## Begin

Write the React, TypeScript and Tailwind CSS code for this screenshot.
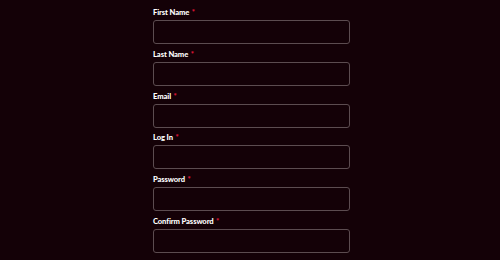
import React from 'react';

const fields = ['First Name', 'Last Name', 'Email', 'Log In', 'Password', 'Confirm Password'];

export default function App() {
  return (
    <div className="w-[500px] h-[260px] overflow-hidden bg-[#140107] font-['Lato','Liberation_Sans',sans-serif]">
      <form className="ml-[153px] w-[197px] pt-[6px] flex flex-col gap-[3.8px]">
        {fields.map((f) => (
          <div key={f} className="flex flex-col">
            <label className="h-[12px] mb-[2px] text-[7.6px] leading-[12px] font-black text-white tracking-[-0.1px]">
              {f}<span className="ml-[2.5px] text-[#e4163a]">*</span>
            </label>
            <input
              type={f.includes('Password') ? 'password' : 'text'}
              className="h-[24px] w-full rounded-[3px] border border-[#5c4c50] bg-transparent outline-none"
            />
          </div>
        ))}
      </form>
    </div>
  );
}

## End

_Problem statement_
Copy every line of the listing that includes the string "React".

_Full response_
Write the React, TypeScript and Tailwind CSS code for this screenshot.
import React from 'react';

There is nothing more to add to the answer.